▸ **Stated problem**
Check each line below for the word "React", and copy those that have it.

▸ **Listed records**

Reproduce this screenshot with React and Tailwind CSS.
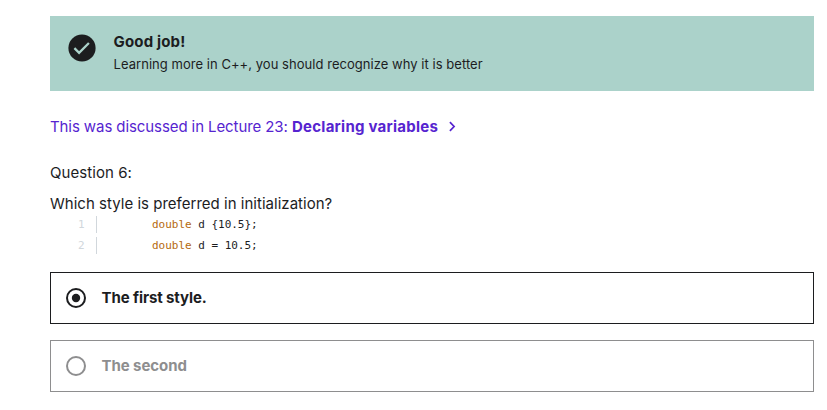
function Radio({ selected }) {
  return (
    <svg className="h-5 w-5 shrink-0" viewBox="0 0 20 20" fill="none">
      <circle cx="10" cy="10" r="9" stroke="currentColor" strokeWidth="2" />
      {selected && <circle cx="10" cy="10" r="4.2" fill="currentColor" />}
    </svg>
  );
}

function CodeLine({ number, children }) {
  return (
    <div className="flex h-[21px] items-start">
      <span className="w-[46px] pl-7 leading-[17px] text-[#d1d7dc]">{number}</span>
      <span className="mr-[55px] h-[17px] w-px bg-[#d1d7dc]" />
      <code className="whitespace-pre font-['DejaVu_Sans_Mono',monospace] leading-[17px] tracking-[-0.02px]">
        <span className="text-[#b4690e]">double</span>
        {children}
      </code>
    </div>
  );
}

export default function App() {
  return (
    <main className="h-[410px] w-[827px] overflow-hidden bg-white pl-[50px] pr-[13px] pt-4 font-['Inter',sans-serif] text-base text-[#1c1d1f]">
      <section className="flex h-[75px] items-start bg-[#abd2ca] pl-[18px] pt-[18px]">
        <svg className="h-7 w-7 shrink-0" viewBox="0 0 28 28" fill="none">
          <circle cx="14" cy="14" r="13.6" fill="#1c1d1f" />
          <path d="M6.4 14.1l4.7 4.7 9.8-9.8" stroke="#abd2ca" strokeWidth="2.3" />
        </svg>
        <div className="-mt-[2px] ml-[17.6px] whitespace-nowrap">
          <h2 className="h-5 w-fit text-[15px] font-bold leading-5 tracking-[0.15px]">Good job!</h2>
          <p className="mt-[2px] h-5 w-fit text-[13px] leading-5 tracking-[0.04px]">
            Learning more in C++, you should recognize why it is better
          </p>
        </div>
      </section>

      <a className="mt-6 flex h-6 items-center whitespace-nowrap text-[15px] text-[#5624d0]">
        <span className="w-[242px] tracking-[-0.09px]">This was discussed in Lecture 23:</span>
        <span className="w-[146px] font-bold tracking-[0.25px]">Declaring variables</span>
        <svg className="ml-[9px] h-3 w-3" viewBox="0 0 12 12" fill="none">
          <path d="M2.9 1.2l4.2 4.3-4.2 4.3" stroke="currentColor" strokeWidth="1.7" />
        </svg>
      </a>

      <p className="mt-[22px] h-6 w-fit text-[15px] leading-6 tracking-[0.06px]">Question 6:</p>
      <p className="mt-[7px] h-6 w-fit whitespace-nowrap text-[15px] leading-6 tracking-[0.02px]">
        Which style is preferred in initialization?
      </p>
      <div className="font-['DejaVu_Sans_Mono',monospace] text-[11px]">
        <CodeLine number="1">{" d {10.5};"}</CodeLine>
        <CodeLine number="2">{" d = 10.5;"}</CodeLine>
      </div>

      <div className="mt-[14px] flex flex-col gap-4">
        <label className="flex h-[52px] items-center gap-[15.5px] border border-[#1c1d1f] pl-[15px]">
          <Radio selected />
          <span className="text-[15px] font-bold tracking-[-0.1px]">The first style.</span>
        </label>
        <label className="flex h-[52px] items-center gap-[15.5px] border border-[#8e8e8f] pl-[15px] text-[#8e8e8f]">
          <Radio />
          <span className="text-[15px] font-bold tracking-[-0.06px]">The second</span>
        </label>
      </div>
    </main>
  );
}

* * *

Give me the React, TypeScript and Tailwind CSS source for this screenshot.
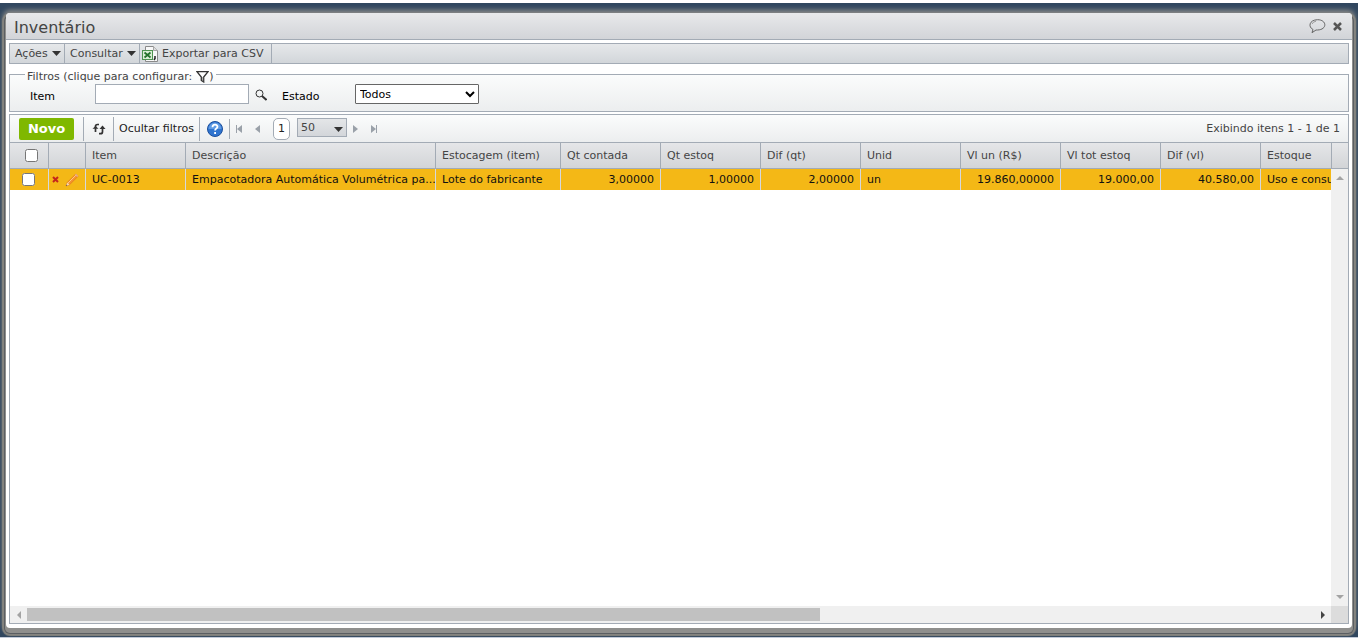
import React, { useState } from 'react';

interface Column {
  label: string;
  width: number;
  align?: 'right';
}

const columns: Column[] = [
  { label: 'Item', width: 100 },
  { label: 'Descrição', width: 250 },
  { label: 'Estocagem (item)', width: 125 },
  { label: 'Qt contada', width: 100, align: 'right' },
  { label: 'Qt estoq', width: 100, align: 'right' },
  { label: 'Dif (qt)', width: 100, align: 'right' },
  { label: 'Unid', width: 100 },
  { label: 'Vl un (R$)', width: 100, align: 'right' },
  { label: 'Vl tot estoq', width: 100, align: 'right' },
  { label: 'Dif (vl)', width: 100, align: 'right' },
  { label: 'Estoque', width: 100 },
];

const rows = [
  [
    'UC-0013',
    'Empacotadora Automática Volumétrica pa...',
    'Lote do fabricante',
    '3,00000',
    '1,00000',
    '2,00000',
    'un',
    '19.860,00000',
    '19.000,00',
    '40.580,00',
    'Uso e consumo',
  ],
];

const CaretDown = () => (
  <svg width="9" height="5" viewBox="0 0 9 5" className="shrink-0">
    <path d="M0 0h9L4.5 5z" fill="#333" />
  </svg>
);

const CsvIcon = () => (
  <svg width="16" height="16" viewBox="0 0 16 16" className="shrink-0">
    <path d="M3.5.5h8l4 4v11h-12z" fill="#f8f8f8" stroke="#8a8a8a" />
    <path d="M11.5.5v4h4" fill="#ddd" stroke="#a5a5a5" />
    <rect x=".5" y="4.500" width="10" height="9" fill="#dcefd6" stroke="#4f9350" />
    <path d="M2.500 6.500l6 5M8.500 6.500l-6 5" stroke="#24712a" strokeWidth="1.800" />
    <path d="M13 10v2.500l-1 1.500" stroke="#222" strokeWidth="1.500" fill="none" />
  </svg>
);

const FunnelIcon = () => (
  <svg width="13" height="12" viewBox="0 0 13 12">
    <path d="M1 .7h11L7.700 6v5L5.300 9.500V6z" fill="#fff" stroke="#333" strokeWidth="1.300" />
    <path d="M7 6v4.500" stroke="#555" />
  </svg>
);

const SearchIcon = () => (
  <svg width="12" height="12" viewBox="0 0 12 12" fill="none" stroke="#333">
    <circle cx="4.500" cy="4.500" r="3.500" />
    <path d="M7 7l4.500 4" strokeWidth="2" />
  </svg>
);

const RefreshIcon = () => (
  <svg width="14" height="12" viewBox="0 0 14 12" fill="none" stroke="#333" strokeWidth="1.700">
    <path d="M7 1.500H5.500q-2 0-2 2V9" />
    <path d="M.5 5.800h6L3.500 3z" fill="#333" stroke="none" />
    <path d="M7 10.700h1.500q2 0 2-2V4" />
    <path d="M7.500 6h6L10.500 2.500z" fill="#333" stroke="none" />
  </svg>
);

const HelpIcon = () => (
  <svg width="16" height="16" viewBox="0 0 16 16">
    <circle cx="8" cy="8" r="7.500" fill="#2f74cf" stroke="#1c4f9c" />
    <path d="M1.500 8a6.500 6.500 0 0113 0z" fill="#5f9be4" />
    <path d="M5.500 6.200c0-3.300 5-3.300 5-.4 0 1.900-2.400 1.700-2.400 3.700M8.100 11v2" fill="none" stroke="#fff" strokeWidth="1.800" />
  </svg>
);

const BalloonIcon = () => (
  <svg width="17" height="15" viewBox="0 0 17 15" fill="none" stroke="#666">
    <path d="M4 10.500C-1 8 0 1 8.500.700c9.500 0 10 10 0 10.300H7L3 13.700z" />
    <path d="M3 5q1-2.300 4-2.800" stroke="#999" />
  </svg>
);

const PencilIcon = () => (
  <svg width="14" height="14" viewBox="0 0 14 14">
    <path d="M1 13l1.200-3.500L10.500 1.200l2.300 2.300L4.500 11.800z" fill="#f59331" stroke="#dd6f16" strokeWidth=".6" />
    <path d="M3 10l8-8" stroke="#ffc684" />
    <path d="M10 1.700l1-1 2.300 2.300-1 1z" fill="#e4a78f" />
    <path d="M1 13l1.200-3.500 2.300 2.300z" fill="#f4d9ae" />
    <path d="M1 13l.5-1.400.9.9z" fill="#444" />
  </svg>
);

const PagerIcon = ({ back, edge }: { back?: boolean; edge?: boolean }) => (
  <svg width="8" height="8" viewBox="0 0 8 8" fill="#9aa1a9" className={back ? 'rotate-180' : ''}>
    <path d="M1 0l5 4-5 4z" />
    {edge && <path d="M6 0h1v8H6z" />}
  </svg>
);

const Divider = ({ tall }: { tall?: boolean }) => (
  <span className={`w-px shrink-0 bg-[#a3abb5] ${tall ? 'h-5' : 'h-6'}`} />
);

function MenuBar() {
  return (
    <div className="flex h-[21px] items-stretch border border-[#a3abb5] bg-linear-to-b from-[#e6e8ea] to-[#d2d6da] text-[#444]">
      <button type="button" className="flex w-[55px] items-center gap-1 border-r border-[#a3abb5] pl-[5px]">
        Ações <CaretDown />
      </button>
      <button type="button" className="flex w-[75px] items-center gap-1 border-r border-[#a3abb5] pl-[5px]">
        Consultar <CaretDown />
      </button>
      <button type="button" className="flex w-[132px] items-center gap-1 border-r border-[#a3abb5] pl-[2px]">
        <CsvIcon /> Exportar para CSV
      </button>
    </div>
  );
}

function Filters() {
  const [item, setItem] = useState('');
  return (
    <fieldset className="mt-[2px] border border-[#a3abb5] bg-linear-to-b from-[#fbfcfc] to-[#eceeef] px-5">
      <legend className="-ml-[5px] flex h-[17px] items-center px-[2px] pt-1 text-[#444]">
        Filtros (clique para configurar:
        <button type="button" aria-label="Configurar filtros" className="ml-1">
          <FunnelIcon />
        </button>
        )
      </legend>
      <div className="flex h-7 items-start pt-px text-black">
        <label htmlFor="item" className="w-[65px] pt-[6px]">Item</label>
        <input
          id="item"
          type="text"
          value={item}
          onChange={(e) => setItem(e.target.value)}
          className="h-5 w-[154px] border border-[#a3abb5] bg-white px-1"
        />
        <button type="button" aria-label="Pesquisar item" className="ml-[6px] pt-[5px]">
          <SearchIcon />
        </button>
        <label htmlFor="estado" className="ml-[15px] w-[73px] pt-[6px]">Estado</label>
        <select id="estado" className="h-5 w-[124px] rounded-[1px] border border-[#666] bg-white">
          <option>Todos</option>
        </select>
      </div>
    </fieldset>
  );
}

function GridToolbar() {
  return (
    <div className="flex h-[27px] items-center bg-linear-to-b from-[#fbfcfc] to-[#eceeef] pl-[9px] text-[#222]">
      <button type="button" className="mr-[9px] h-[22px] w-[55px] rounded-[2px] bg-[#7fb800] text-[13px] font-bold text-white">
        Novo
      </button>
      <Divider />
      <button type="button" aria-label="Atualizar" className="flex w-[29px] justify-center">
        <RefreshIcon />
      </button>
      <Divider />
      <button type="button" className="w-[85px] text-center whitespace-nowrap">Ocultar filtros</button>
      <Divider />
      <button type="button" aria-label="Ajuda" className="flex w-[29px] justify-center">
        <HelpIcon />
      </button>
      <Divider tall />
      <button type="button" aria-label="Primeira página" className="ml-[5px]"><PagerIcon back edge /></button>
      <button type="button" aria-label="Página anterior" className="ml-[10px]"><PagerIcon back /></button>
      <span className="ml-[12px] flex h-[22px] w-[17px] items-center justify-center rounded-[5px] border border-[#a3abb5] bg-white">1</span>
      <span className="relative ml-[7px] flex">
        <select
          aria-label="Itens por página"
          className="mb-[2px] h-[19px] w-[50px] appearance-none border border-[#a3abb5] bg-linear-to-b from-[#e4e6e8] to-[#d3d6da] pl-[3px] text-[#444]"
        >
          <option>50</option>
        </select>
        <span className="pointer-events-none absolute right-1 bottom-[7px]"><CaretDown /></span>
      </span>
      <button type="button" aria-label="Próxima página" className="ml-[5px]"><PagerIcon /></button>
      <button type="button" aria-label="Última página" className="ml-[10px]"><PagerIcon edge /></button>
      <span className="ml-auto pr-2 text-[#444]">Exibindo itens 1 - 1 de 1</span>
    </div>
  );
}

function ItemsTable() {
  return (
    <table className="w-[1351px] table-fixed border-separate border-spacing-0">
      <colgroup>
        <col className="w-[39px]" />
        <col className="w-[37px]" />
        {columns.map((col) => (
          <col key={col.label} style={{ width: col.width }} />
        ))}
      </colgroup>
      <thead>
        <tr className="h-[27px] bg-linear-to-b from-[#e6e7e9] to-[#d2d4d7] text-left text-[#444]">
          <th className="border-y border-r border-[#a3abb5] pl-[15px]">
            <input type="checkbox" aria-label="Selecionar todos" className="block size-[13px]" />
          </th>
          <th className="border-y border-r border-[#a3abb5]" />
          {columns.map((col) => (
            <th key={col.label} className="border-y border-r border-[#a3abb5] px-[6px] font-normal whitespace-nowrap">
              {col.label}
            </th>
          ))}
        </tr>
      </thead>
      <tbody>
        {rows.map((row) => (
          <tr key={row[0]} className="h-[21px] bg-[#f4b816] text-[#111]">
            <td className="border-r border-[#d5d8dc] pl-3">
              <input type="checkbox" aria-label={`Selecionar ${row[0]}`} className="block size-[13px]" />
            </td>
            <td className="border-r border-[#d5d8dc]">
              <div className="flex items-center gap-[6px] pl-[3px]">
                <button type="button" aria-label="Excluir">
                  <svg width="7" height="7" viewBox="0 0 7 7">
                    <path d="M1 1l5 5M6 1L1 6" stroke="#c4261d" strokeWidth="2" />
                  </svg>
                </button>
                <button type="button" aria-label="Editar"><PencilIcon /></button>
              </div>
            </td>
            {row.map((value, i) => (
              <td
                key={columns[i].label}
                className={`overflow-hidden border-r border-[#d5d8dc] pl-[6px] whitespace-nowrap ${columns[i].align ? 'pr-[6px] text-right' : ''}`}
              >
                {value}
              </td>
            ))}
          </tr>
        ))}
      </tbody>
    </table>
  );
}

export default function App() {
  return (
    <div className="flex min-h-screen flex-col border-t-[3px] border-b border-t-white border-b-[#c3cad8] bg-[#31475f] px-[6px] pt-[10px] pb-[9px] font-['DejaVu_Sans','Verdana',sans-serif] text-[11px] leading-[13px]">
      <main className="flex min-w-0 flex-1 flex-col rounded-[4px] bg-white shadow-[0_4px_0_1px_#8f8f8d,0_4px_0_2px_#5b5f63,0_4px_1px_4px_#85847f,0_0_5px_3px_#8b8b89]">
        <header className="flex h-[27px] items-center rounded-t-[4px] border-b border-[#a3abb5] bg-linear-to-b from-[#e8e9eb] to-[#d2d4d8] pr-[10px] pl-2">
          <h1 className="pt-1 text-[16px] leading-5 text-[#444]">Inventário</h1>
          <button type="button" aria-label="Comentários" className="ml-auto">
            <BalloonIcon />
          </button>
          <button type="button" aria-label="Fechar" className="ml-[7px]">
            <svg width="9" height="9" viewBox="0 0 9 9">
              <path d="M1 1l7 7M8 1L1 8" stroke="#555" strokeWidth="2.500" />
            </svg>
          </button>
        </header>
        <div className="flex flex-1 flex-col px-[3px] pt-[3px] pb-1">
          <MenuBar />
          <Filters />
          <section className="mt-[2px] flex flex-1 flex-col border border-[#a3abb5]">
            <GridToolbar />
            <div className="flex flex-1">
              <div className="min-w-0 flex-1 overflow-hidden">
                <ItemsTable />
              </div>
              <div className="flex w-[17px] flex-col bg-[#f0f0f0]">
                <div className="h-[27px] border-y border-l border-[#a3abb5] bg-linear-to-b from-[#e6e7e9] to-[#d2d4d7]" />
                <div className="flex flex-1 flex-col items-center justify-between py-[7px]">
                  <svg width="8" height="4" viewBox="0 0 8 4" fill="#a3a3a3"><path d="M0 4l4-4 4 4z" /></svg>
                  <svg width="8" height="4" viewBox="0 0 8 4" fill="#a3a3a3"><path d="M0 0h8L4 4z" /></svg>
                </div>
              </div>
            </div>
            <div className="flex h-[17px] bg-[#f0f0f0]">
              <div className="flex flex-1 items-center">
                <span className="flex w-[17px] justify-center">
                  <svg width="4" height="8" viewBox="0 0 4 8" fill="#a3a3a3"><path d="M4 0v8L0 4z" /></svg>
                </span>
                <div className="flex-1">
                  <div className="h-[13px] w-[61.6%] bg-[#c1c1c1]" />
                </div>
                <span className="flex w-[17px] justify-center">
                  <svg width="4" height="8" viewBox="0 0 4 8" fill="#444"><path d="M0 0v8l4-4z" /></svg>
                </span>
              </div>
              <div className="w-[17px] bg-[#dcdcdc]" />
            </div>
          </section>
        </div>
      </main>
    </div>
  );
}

▸ **Finished exercise**
Reproduce this screenshot with React and Tailwind CSS.
Give me the React, TypeScript and Tailwind CSS source for this screenshot.
import React, { useState } from 'react';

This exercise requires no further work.